La tribuna

Salvador Gutiérrez Solís

Masterchef

Ala mayoría de mis amigos les ha sorprendido que no haya seguido el último fenómeno televisivo: Masterchef. Viendo los datos de audiencia, debo haber sido uno de los pocos. Con toda la humildad: hay quien considera que cocino bien, pero no creo que lo mío sea para tanto. Como mucho, soy un "cocinillas", medio domino tres o cuatro platos que me quedan resultones, el resto es cocina de batalla -que realmente es la cocina que más consumimos-. Reconozco que no me cuesta cocinar, que lo hago prácticamente a diario, que en multitud de ocasiones me relaja, me entretiene, que no me desagradan la mayoría de sus tareas, desde la compra de los ingredientes hasta la limpieza de los utensilios. Para escribir este artículo he tenido que recurrir al enlatado, he visto algunas entregas de Masterchef, bonita cocina, buenos ingredientes, muchos nervios, incluso ansiedad. No soy humilde, soy sincero: yo no tengo, ni de lejos, el nivel de los concursantes de esta recién acabada primera edición. Entiendo que estoy en la media, en esa media de españoles que nos hemos acercado a la cocina en las últimas décadas, puede que se tratara de una expresión más de eso que conocimos como estado del bienestar, y que parece haber desaparecido como si nunca hubiese existido. O sea, uno de esos tantos españoles que nos criamos con caldo de cocido, croquetas de pringá y lentejas con chorizo y que los años y las modas nos han sorprendido con el sushi, las hamburguesas con guacamole o la cebolla caramelizada, del mismo modo que hemos pasado, casi sin darnos cuenta, del futbolín a la Wii, de la Basf desimantada al mp3 y de la cabina con cola al teléfono móvil con cobertura 3G.
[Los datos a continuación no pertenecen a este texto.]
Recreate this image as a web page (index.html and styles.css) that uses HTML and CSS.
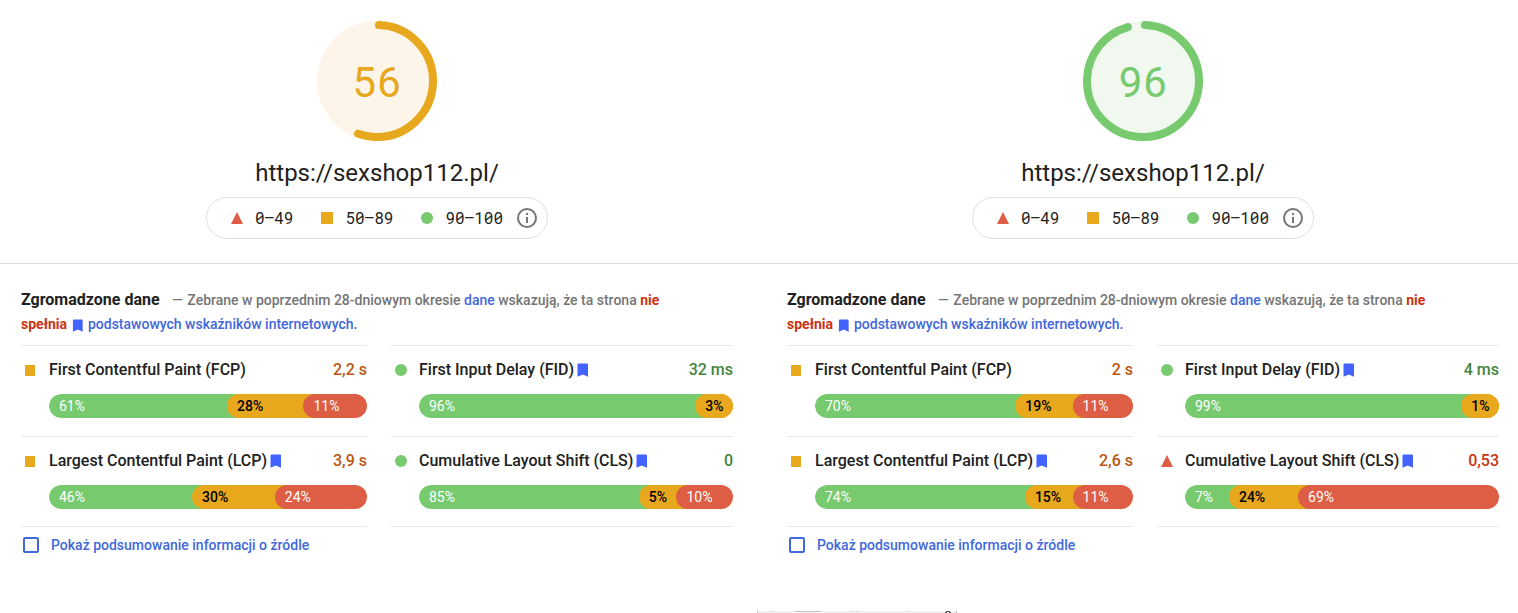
FILE: index.html
```html
<!DOCTYPE html>
<html lang="pl">
<head>
  <meta charset="UTF-8" />
  <meta name="viewport" content="width=device-width, initial-scale=1" />
  <title>https://sexshop112.pl/</title>
  <link rel="stylesheet" href="styles.css">
</head>
<body>

  <svg width="0" height="0" class="defs" aria-hidden="true">
    <symbol id="bookmark" viewBox="0 0 12 14">
      <path d="M1.5 0.5h8.500a1 1 0 0 1 1 1v12.200l-5.250-2.300-5.250 2.300v-12.200a1 1 0 0 1 1-1z" fill="#4263ff" />
    </symbol>
    <symbol id="triangle" viewBox="0 0 12 12">
      <path d="M6 0l6 12H0z" fill="#dd5e44" />
    </symbol>
    <symbol id="info" viewBox="0 0 20 20">
      <circle cx="10" cy="10" r="9" fill="none" stroke="#757575" stroke-width="2" />
      <path d="M9 5h2v2H9zM9 9h2v6H9z" fill="#757575" />
    </symbol>
  </svg>

  <header class="scores">
    <div class="score">
      <div class="gauge average">
        <svg viewBox="0 0 120 120" aria-hidden="true">
          <circle class="gauge-base" cx="60" cy="60" r="60" />
          <circle class="gauge-arc" cx="60" cy="60" r="56" stroke-dasharray="193 352" transform="rotate(-88 60 60)" />
        </svg>
        <span class="gauge-value">56</span>
      </div>
      <h1 class="url">https://sexshop112.pl/</h1>
      <div class="legend">
        <span class="range"><svg class="marker"><use href="#triangle" /></svg>0–49</span>
        <span class="range"><i class="marker square"></i>50–89</span>
        <span class="range"><i class="marker circle"></i>90–100</span>
        <button class="info" aria-label="Info"><svg><use href="#info" /></svg></button>
      </div>
    </div>

    <div class="score">
      <div class="gauge pass">
        <svg viewBox="0 0 120 120" aria-hidden="true">
          <circle class="gauge-base" cx="60" cy="60" r="60" />
          <circle class="gauge-arc" cx="60" cy="60" r="56" stroke-dasharray="334 352" transform="rotate(-88 60 60)" />
        </svg>
        <span class="gauge-value">96</span>
      </div>
      <h1 class="url">https://sexshop112.pl/</h1>
      <div class="legend">
        <span class="range"><svg class="marker"><use href="#triangle" /></svg>0–49</span>
        <span class="range"><i class="marker square"></i>50–89</span>
        <span class="range"><i class="marker circle"></i>90–100</span>
        <button class="info" aria-label="Info"><svg><use href="#info" /></svg></button>
      </div>
    </div>
  </header>

  <main class="reports">
    <section class="report">
      <p class="summary">
        <strong class="heading">Zgromadzone dane</strong>
        <span class="dash">—</span> Zebrane w poprzednim 28-dniowym okresie <a href="#">dane</a> wskazują, że ta strona <b>nie spełnia</b>
        <svg class="bookmark"><use href="#bookmark" /></svg> <a href="#">podstawowych wskaźników internetowych.</a>
      </p>

      <div class="metrics">
        <div class="metric">
          <i class="icon square"></i>
          <span class="name">First Contentful Paint (FCP)</span>
          <span class="value average">2,2 s</span>
          <div class="bar">
            <span class="good" style="width: 56%">61%</span>
            <span class="medium" style="width: 24%">28%</span>
            <span class="poor" style="width: 20%">11%</span>
          </div>
        </div>
        <div class="metric">
          <i class="icon circle"></i>
          <span class="name">First Input Delay (FID)<svg class="bookmark"><use href="#bookmark" /></svg></span>
          <span class="value pass">32 ms</span>
          <div class="bar">
            <span class="good" style="width: 88%">96%</span>
            <span class="medium" style="width: 12%">3%</span>
          </div>
        </div>
        <div class="metric">
          <i class="icon square"></i>
          <span class="name">Largest Contentful Paint (LCP)<svg class="bookmark"><use href="#bookmark" /></svg></span>
          <span class="value average">3,9 s</span>
          <div class="bar">
            <span class="good" style="width: 45%">46%</span>
            <span class="medium" style="width: 26%">30%</span>
            <span class="poor" style="width: 29%">24%</span>
          </div>
        </div>
        <div class="metric">
          <i class="icon circle"></i>
          <span class="name">Cumulative Layout Shift (CLS)<svg class="bookmark"><use href="#bookmark" /></svg></span>
          <span class="value pass">0</span>
          <div class="bar">
            <span class="good" style="width: 70%">85%</span>
            <span class="medium" style="width: 12%">5%</span>
            <span class="poor" style="width: 18%">10%</span>
          </div>
        </div>
      </div>

      <label class="origin" for="origin-mobile">
        <input type="checkbox" id="origin-mobile" />
        Pokaż podsumowanie informacji o źródle
      </label>
    </section>

    <section class="report">
      <p class="summary">
        <strong class="heading">Zgromadzone dane</strong>
        <span class="dash">—</span> Zebrane w poprzednim 28-dniowym okresie <a href="#">dane</a> wskazują, że ta strona <b>nie spełnia</b>
        <svg class="bookmark"><use href="#bookmark" /></svg> <a href="#">podstawowych wskaźników internetowych.</a>
      </p>

      <div class="metrics">
        <div class="metric">
          <i class="icon square"></i>
          <span class="name">First Contentful Paint (FCP)</span>
          <span class="value average">2 s</span>
          <div class="bar">
            <span class="good" style="width: 63%">70%</span>
            <span class="medium" style="width: 18%">19%</span>
            <span class="poor" style="width: 19%">11%</span>
          </div>
        </div>
        <div class="metric">
          <i class="icon circle"></i>
          <span class="name">First Input Delay (FID)<svg class="bookmark"><use href="#bookmark" /></svg></span>
          <span class="value pass">4 ms</span>
          <div class="bar">
            <span class="good" style="width: 88%">99%</span>
            <span class="medium" style="width: 12%">1%</span>
          </div>
        </div>
        <div class="metric">
          <i class="icon square"></i>
          <span class="name">Largest Contentful Paint (LCP)<svg class="bookmark"><use href="#bookmark" /></svg></span>
          <span class="value average">2,6 s</span>
          <div class="bar">
            <span class="good" style="width: 66%">74%</span>
            <span class="medium" style="width: 15%">15%</span>
            <span class="poor" style="width: 19%">11%</span>
          </div>
        </div>
        <div class="metric">
          <svg class="icon"><use href="#triangle" /></svg>
          <span class="name">Cumulative Layout Shift (CLS)<svg class="bookmark"><use href="#bookmark" /></svg></span>
          <span class="value fail">0,53</span>
          <div class="bar">
            <span class="good" style="width: 14%">7%</span>
            <span class="medium" style="width: 22%">24%</span>
            <span class="poor" style="width: 64%">69%</span>
          </div>
        </div>
      </div>

      <label class="origin" for="origin-desktop">
        <input type="checkbox" id="origin-desktop" />
        Pokaż podsumowanie informacji o źródle
      </label>
    </section>
  </main>

  <svg class="filmstrip" viewBox="0 0 200 2" aria-hidden="true">
    <path d="M0 0h200v2H0z" fill="#f1f1f1" />
    <path d="M0 0h1v2H0zM38 0h26v1H38zM199 0h1v2h-1z" fill="#c4c4c4" />
    <path d="M14 0h3v1h-3zM94 0h3v1h-3zM99 0h3v1h-3zM150 0h2v1h-2z" fill="#dddddd" />
    <path d="M189 0h4v1h-4zM188 1h2v1h-2zM192 1h2v1h-2z" fill="#555555" />
  </svg>

</body>
</html>
```

FILE: styles.css
```css
* {
  box-sizing: border-box;
}
body {
  margin: 0;
  min-height: 100vh;
  display: flex;
  flex-direction: column;
  font-family: Roboto, "Liberation Sans", sans-serif;
  font-size: 16px;
  line-height: 24px;
  color: #212121;
  background: white;
}
.defs {
  position: absolute;
}
a {
  color: #4268db;
  text-decoration: none;
}

/* scores */
.scores, .reports {
  display: grid;
  grid-template-columns: 1fr 1fr;
  column-gap: 14px;
}
.scores {
  border-bottom: 1px solid #e0e0e0;
}
.score {
  display: flex;
  flex-direction: column;
  align-items: center;
  padding: 21px 19px 24px 21px;
}
.gauge {
  display: grid;
  place-items: center;
  width: 120px;
  height: 120px;
}
.gauge svg, .gauge-value {
  grid-area: 1 / 1;
}
.gauge-value {
  font-family: "Roboto Mono", Roboto, sans-serif;
  font-size: 42px;
  line-height: 48px;
}
.gauge-arc {
  fill: none;
  stroke: currentColor;
  stroke-width: 8;
  stroke-linecap: round;
}
.gauge.average {
  color: #e8a81e;
}
.gauge.average .gauge-base {
  fill: #fef5ea;
}
.gauge.pass {
  color: #78ca6f;
}
.gauge.pass .gauge-base {
  fill: #f1f8f0;
}
.url {
  margin: 16px 0 8px;
  font-size: 24px;
  font-weight: 400;
  line-height: 32px;
}
.legend {
  display: flex;
  align-items: center;
  gap: 28px;
  height: 42px;
  padding: 0 10px 0 24px;
  border: 1px solid #e0e0e0;
  border-radius: 21px;
  font-family: "Roboto Mono", "Liberation Mono", monospace;
}
.range {
  display: flex;
  align-items: center;
  gap: 12px;
}
.marker {
  width: 12px;
  height: 12px;
}
.square {
  background: #e8a81e;
}
.circle {
  background: #78ca6f;
  border-radius: 50%;
}
.info {
  width: 20px;
  height: 20px;
  margin-left: -14px;
  padding: 0;
  border: 0;
  background: none;
}
.info svg {
  display: block;
  width: 20px;
  height: 20px;
}

/* field data */
.report {
  padding: 24px 19px 0 21px;
}
.summary {
  margin: 0 0 9px;
  padding-right: 48px;
  font-size: 14px;
  font-weight: 500;
  color: #757575;
}
.summary b {
  color: #cc3311;
  font-weight: 700;
}
.heading {
  margin-right: 9px;
  font-size: 16px;
  color: #212121;
}
.dash {
  margin-right: 1px;
}
.bookmark {
  width: 12px;
  height: 14px;
  margin-left: 3px;
  vertical-align: -2px;
}
.summary .bookmark {
  height: 13px;
  margin-left: 2px;
  vertical-align: -3px;
}
.metrics {
  display: grid;
  grid-template-columns: 173fr 171fr;
  column-gap: 24px;
  border-bottom: 1px solid transparent;
}
.metric {
  display: grid;
  grid-template-columns: 24px 1fr auto;
  column-gap: 4px;
  align-items: center;
  padding: 12px 0 18px;
  border-top: 1px solid #e8e8e8;
}
.metric:nth-child(n+3) {
  margin-bottom: -1px;
  padding-bottom: 17px;
  border-bottom: 1px solid #e8e8e8;
}
.icon {
  width: 12px;
  height: 12px;
  margin-left: 4px;
}
.icon.square {
  width: 10px;
  height: 11px;
}
.name, .value {
  font-weight: 500;
}
.value.average {
  color: #b9560f;
}
.value.pass {
  color: #44853d;
}
.value.fail {
  color: #cc3311;
}
.bar {
  grid-column: 2 / -1;
  display: flex;
  height: 24px;
  margin-top: 12px;
  border-radius: 12px;
  overflow: hidden;
  font-size: 14px;
}
/* the shadow fills the space behind the next segment's rounded edge */
.bar span {
  padding-left: 10px;
  border-radius: 12px 0 0 12px;
}
.bar .good {
  color: white;
  background: #78ca6f;
  box-shadow: 12px 0 0 #78ca6f;
}
.bar .medium {
  color: black;
  font-weight: 500;
  background: #e8a81e;
  box-shadow: 12px 0 0 #e8a81e;
}
.bar .poor {
  color: white;
  background: #dd5e44;
}
.origin {
  display: inline-flex;
  align-items: center;
  gap: 12px;
  margin-top: 6px;
  padding-left: 2px;
  font-size: 14px;
  font-weight: 500;
  color: #4268db;
}
.origin input {
  appearance: none;
  width: 16px;
  height: 16px;
  margin: 0;
  border: 2px solid #4268db;
  border-radius: 2px;
}
.origin input:checked {
  background: #4268db;
}

.filmstrip {
  width: 200px;
  height: 2px;
  margin: auto 0 0 calc(50% - 2px);
}
```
He de reconocer que me han sorprendido las habilidades de algunos concursantes, que bien podrían trabajar en los mejores restaurantes sin desentonar. Sin embargo, creo que hoy se merecen mayor reconocimiento todas esas miles de masterchefs, porque la mayoría son mujeres, que con unos pocos cientos de euros al mes visten y alimentan a sus familias. Esas masterchefs, seguro que usted conoce alguna, con unos trozos de pollo, dos patatas, cuatro zanahorias y un puñado de garbanzos te preparan un cocido riquísimo, un caldo que reanima a un agonizante y te hacen unas croquetas que son una nube incompresible de bechamel, y hasta una ropa vieja maravillosa si todavía han sobrado unos cuantos garbanzos. Esas masterchefs tienen la imaginación de Steven Spielberg y convierten en algo mágico los restos de pan duro y tres tomates espachurrados o con una caballa te hacen unos fideos que empujan a llenar el plato de barquitos y un aliño digno de la mejor empresa conservera. Además, estas masterchef son también ágiles y resistentes atletas, triatletas de la vida diaria. Cada mañana salen con su carro en busca de esa caja de leche que es tres céntimos más barata que en ese supermercado donde sí compran el aceite, para acabar en un tercero, donde adquieren las latas de atún, oferta de 3X2 tal y como se indica en el folleto que les dejaron en el buzón. Mi madre fue una de estas masterchefs, se lo puedo asegurar, y todavía hoy sigo tratando de comprender de donde sacaba toda esa energía, esa manera de economizar el tiempo. Y todavía hoy sigo tratando de repetir el sabor de sus croquetas, empanadillas o gazpacho, sin no caer en una vergonzante e imposible comparación.

No sólo es una característica de Masterchef, le sucede a la mayoría de artefactos televisivos: están muy alejados de nosotros, de nuestras vidas. Casi nadie cocina con esos ingredientes y utensilios. Siempre recordaré el anuncio de ese cacao soluble tan conocido. Inmenso dormitorio del niño, casa de dos plantas, perro juguetón esperando en un enorme jardín, y el batido bien fresquito servido en una mesa de cristal. Yo veía el anuncio como si fuera una película de ciencia-ficción, como algo no real. Una sensación similar me ha transmitido Masterchef. Por eso he querido recurrir a esas masterchefs que todos conocemos, que tanto nos han ayudado, que tanto queremos o hemos querido. Ellas sí forman parte de nuestra realidad. De hecho, son fundamentales para entender nuestra realidad. Esa que no nos transmite la pantalla de la televisión, que sigue empeñada en ofrecernos una vida de ciencia-ficción.